Je partis le 13 d'août pour me mettre à la tête de mes troupes, qui, divisées en trois colonnes, s'étaient mises en marche pour arriver auprès de Prague, à peu près au même jour. J'imaginais que les Saxons, ni aucune puissance de l'Europe, ne pouvaient trouver étrange qu'après avoir fait annoncer ma marche par des réquisitoriaux de l'Empereur, je poursuivisse mon chemin, sans m'arrêter, au travers de cet électorat, et en faisant observer la meilleure discipline du monde. Le bruit qu'en firent les Saxons, avait en vue trois objets différents, dont le premier était la passion et la jalousie qu'ils ont contre la Prusse, croyant ce voisinage trop puissant pour leur faiblesse, et se flattant par leurs cris de révolter les puissances du Nord et principalement la Russie contre une action qui n'avait en elle-même rien d'odieux ni de contraire aux lois et aux constitutions de l'Empire. Leur second objet consistait dans la partialité de la Reine et du père Guarini pour la cour de Vienne ; et le troisième, l'extrême disette d'argent, qui s'étendait si loin dans ces circonstances que la cour manquait souvent de quoi pouvoir suffire aux besoins les plus pressants, ce qui leur fit espérer que le moment favorable était venu de vendre leurs troupes à plus gros marché qu'on ne les eût payées en toute autre occasion. Pendant que tous ces mouvements se passaient à Dresde et encore plus à Varsovie, je m'avançais à grands pas vers les frontières de la Bohême. Il n'y eut rien de plus ridicule que la crainte extrême du ministère saxon, mêlée avec une fierté composée et soutenue des moyens les plus faibles et les plus insuffisants. L'on m'accordait d'un côté tout ce que je pouvais désirer relativement à mon passage et à la subsistance de mes troupes; d'un autre côté, l'on protestait sur ce que l'on faisait, et en même temps on faisait travailler, jusqu'aux manufacturiers de porcelaine, pour faire plus de vingt coupures et des barricades dans les rues de la nouvelle ville de Dresde. La ville était fermée, on avait doublé la garnison, mais trois bataillons de mes troupes, quarante pièces de batterie et vingt mortiers passèrent malgré ces grands préparatifs sur l'Elbe, au beau milieu de la ville, tandis que l'armée côtoyait cette capitale des deux côtés. Que de singulières contradictions ne renferme point l'esprit humain!

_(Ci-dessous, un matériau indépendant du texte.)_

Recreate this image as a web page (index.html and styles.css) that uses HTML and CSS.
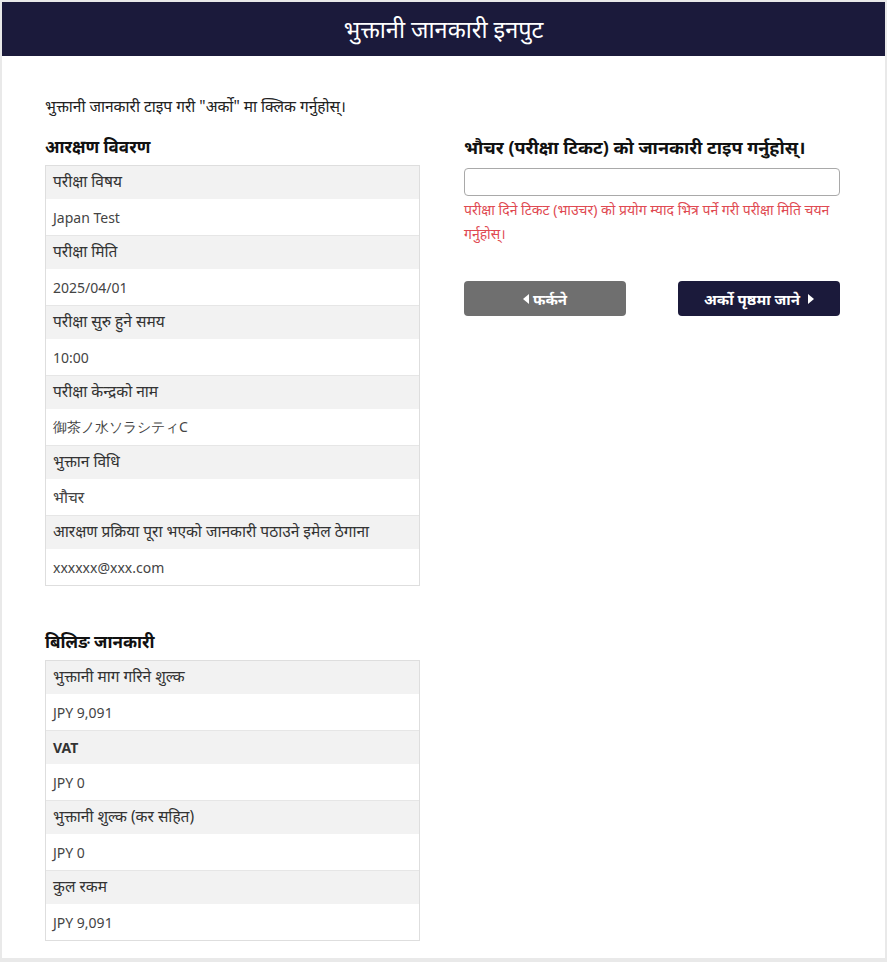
FILE: index.html
```html
<!DOCTYPE html>
<html lang="ne">

<head>
  <meta charset="UTF-8" />
  <meta name="viewport" content="width=device-width, initial-scale=1.0" />
  <title>भुक्तानी जानकारी इनपुट</title>
  <link rel="stylesheet" href="styles.css">
</head>

<body>
  <div class="pagina">
    <header>
      <h1>भुक्तानी जानकारी इनपुट</h1>
    </header>

    <main>
      <p class="intro">भुक्तानी जानकारी टाइप गरी "अर्को" मा क्लिक गर्नुहोस्।</p>

      <div class="columnas">
        <div class="columna">
          <h2>आरक्षण विवरण</h2>
          <dl class="tabla">
            <dt>परीक्षा विषय</dt>
            <dd>Japan Test</dd>
            <dt>परीक्षा मिति</dt>
            <dd>2025/04/01</dd>
            <dt>परीक्षा सुरु हुने समय</dt>
            <dd>10:00</dd>
            <dt>परीक्षा केन्द्रको नाम</dt>
            <dd>御茶ノ水ソラシティC</dd>
            <dt>भुक्तान विधि</dt>
            <dd class="deva">भौचर</dd>
            <dt>आरक्षण प्रक्रिया पूरा भएको जानकारी पठाउने इमेल ठेगाना</dt>
            <dd>xxxxxx@xxx.com</dd>
          </dl>

          <h2 class="billing">बिलिङ जानकारी</h2>
          <dl class="tabla">
            <dt>भुक्तानी माग गरिने शुल्क</dt>
            <dd>JPY 9,091</dd>
            <dt class="negrita">VAT</dt>
            <dd>JPY 0</dd>
            <dt>भुक्तानी शुल्क (कर सहित)</dt>
            <dd>JPY 0</dd>
            <dt>कुल रकम</dt>
            <dd>JPY 9,091</dd>
          </dl>
        </div>

        <div class="columna">
          <h2 class="titulo-voucher">भौचर (परीक्षा टिकट) को जानकारी टाइप गर्नुहोस्।</h2>
          <input type="text" class="campo" id="voucher">
          <p class="error">परीक्षा दिने टिकट (भाउचर) को प्रयोग म्याद भित्र पर्ने गरी परीक्षा मिति चयन गर्नुहोस्।</p>

          <div class="botones">
            <button class="btn btn-volver"><span class="flecha izq"></span>फर्कने</button>
            <button class="btn btn-siguiente">अर्को पृष्ठमा जाने<span class="flecha der"></span></button>
          </div>
        </div>
      </div>
    </main>
  </div>
</body>

</html>
```

FILE: styles.css
```css
body {
  font-family: "Noto Sans", "Open Sans", sans-serif;
  margin: 0;
  background-color: #e9e9e9;
  color: #333;
  padding: 2px;
}

.pagina {
  background-color: white;
  height: 956px;
}

header {
  background-color: #1b1a3b;
  color: white;
  height: 54px;
  display: flex;
  justify-content: center;
  align-items: center;
}

header h1 {
  margin: 0;
  font-size: 23.5px;
  font-weight: normal;
}

main {
  padding: 39px 45px 0 43px;
}

.intro {
  margin: 0 0 18px;
  font-size: 15.5px;
  color: #222;
}

.columnas {
  display: grid;
  grid-template-columns: 375px 376px;
  gap: 44px;
}

h2 {
  margin: 0 0 6px;
  font-size: 17px;
  font-weight: bold;
  color: #111;
  line-height: 24px;
}

h2.billing {
  margin-top: 44px;
}

h2.titulo-voucher {
  font-size: 18px;
  margin-bottom: 4px;
}

.tabla {
  margin: 0;
  border: 1px solid #dedede;
  font-size: 14px;
}

.tabla dt,
.tabla dd {
  margin: 0;
  padding: 0 7px;
  display: flex;
  align-items: center;
}

.tabla dt {
  background-color: #f2f2f2;
  height: 33px;
  box-sizing: border-box;
  padding-bottom: 3px;
  color: #333;
  font-size: 15.5px;
}

.tabla dt.negrita {
  font-size: 14px;
  font-weight: bold;
  padding-bottom: 0;
}

.tabla dd {
  background-color: white;
  height: 36px;
  border-bottom: 1px solid #e6e6e6;
  color: #444;
}

.tabla dd.deva {
  font-size: 15.5px;
}

.tabla dd:last-child {
  border-bottom: none;
}

.campo {
  display: block;
  box-sizing: border-box;
  width: 100%;
  height: 28px;
  margin-top: 9px;
  border: 1px solid #a9a9a9;
  border-radius: 4px;
  font-size: 14px;
  padding: 0 6px;
}

.error {
  margin: 2px 0 0;
  color: #e04a52;
  font-size: 14px;
  line-height: 24px;
}

.botones {
  display: flex;
  justify-content: space-between;
  margin-top: 35px;
}

.btn {
  width: 162px;
  height: 35px;
  border: none;
  border-radius: 4px;
  color: white;
  font-family: inherit;
  font-size: 15px;
  font-weight: bold;
  display: flex;
  justify-content: center;
  align-items: center;
  gap: 4px;
  cursor: pointer;
}

.btn-volver {
  background-color: #6f6f6f;
}

.btn-siguiente {
  background-color: #1b1a3b;
  gap: 8px;
}

.flecha {
  width: 0;
  height: 0;
  border-top: 5px solid transparent;
  border-bottom: 5px solid transparent;
}

.flecha.izq {
  border-right: 6px solid white;
}

.flecha.der {
  border-left: 6px solid white;
}
```
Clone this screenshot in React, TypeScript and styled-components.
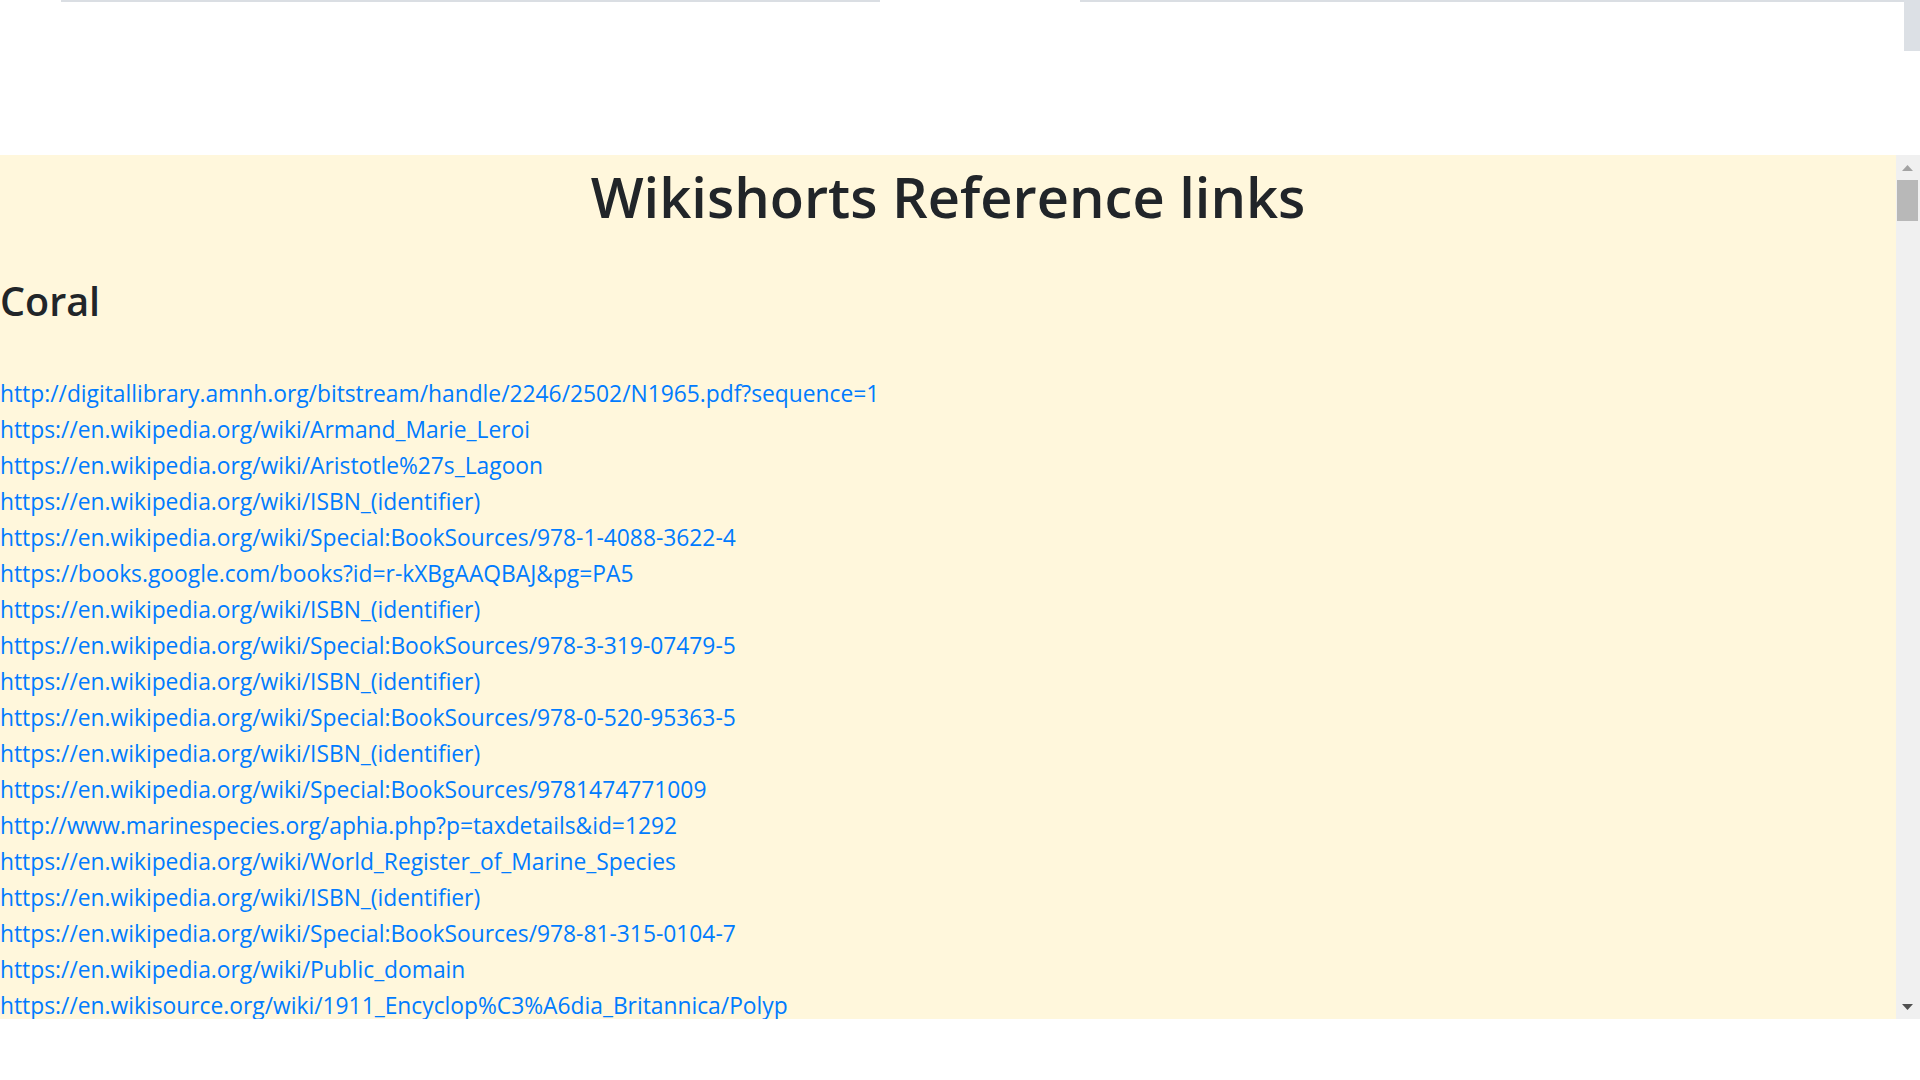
import React from "react";
import styled, { createGlobalStyle } from "styled-components";

const GlobalStyle = createGlobalStyle`
  html, body {
    margin: 0;
    padding: 0;
    background: #ffffff;
    overflow: hidden;
  }
  body {
    font-family: "Open Sans", "Noto Sans", "Liberation Sans", sans-serif;
    color: #212529;
  }
`;

const Screen = styled.div`
  width: 1920px;
  height: 1080px;
  display: flex;
  flex-direction: column;
  background: #ffffff;
`;

const TopArea = styled.div`
  height: 155px;
  display: flex;
  align-items: flex-start;
`;

const TopRule = styled.div<{ $w: number; $ml: number }>`
  height: 2px;
  width: ${(p) => p.$w}px;
  margin-left: ${(p) => p.$ml}px;
  background: #dadee3;
`;

const EdgeStrip = styled.div`
  margin-left: auto;
  width: 16px;
  height: 51px;
  background: #dce0e5;
`;

const Frame = styled.div`
  height: 864px;
  width: 1920px;
  display: flex;
  background: #fff7dc;
`;

const Viewport = styled.div`
  flex: 1;
  min-width: 0;
  overflow: hidden;
`;

const ScrollBar = styled.div`
  width: 24px;
  display: flex;
  flex-direction: column;
  background: #f0f0f0;
`;

const ScrollButton = styled.div`
  height: 25px;
  display: flex;
  align-items: center;
  justify-content: center;
  padding-right: 1px;
`;

const Track = styled.div`
  flex: 1;
  display: flex;
  flex-direction: column;
  padding: 0 2px 0 1px;
`;

const Thumb = styled.div`
  height: 41px;
  background: #b8b8b8;
`;

const Page = styled.main`
  display: flex;
  flex-direction: column;
  padding-top: 7.5px;
`;

const Title = styled.h1`
  margin: 0 0 12px;
  text-align: center;
  font-size: 56px;
  font-weight: 600;
  line-height: 1.2;
  color: #212529;
`;

const Section = styled.section`
  display: flex;
  flex-direction: column;
  padding-top: 36px;
`;

const SectionTitle = styled.h3`
  margin: 0 0 12px;
  font-size: 39.5px;
  font-weight: 600;
  line-height: 1.2;
  color: #212529;
`;

const LinkList = styled.div`
  display: flex;
  flex-direction: column;
  align-items: flex-start;
  padding-top: 38.5px;
`;

const RefLink = styled.a`
  font-size: 22.8px;
  line-height: 36px;
  white-space: nowrap;
  color: #007bff;
  text-decoration: none;
`;

const BottomArea = styled.div`
  flex: 1;
  background: #ffffff;
`;

const coralLinks = [
  "http://digitallibrary.amnh.org/bitstream/handle/2246/2502/N1965.pdf?sequence=1",
  "https://en.wikipedia.org/wiki/Armand_Marie_Leroi",
  "https://en.wikipedia.org/wiki/Aristotle%27s_Lagoon",
  "https://en.wikipedia.org/wiki/ISBN_(identifier)",
  "https://en.wikipedia.org/wiki/Special:BookSources/978-1-4088-3622-4",
  "https://books.google.com/books?id=r-kXBgAAQBAJ&pg=PA5",
  "https://en.wikipedia.org/wiki/ISBN_(identifier)",
  "https://en.wikipedia.org/wiki/Special:BookSources/978-3-319-07479-5",
  "https://en.wikipedia.org/wiki/ISBN_(identifier)",
  "https://en.wikipedia.org/wiki/Special:BookSources/978-0-520-95363-5",
  "https://en.wikipedia.org/wiki/ISBN_(identifier)",
  "https://en.wikipedia.org/wiki/Special:BookSources/9781474771009",
  "http://www.marinespecies.org/aphia.php?p=taxdetails&id=1292",
  "https://en.wikipedia.org/wiki/World_Register_of_Marine_Species",
  "https://en.wikipedia.org/wiki/ISBN_(identifier)",
  "https://en.wikipedia.org/wiki/Special:BookSources/978-81-315-0104-7",
  "https://en.wikipedia.org/wiki/Public_domain",
  "https://en.wikisource.org/wiki/1911_Encyclop%C3%A6dia_Britannica/Polyp",
];

const ArrowUp = () => (
  <svg width="11" height="6" viewBox="0 0 11 6">
    <polygon points="0,6 11,6 5.5,0" fill="#a3a3a3" />
  </svg>
);

const ArrowDown = () => (
  <svg width="11" height="6" viewBox="0 0 11 6">
    <polygon points="0,0 11,0 5.5,6" fill="#505050" />
  </svg>
);

export default function App() {
  return (
    <>
      <GlobalStyle />
      <Screen>
        <TopArea>
          <TopRule $w={819} $ml={61} />
          <TopRule $w={824} $ml={200} />
          <EdgeStrip />
        </TopArea>
        <Frame>
          <Viewport>
            <Page>
              <Title>Wikishorts Reference links</Title>
              <Section>
                <SectionTitle>Coral</SectionTitle>
                <LinkList>
                  {coralLinks.map((href, i) => (
                    <RefLink key={i} href={href}>
                      {href}
                    </RefLink>
                  ))}
                </LinkList>
              </Section>
            </Page>
          </Viewport>
          <ScrollBar>
            <ScrollButton>
              <ArrowUp />
            </ScrollButton>
            <Track>
              <Thumb />
            </Track>
            <ScrollButton>
              <ArrowDown />
            </ScrollButton>
          </ScrollBar>
        </Frame>
        <BottomArea />
      </Screen>
    </>
  );
}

Nous trouvâmes bientôt un obstacle plus réel à notre entrée en Bohême: les Autrichiens avaient fait une espèce d'estacade dans l'Elbe qui en interrompait entièrement la navigation, et cette estacade était défendue par un bon château,2 situé sur un rocher escarpé de tous les côtés et qui commande toute la rivière. Le château fut sommé, un capitaine hongrois avec 100 hommes se rendit prisonnier de guerre,3 l'Elbe fut déblayée, notre petite flotte y passa, et toutes ces formalités ne nous firent perdre que deux jours. L'armée continua sa route, de-



1 Dieselbe Relation schickte der König unter dem 19. December an die Marschälle von Noailles und von Coigny.

2 Tetschen.

3 28. August.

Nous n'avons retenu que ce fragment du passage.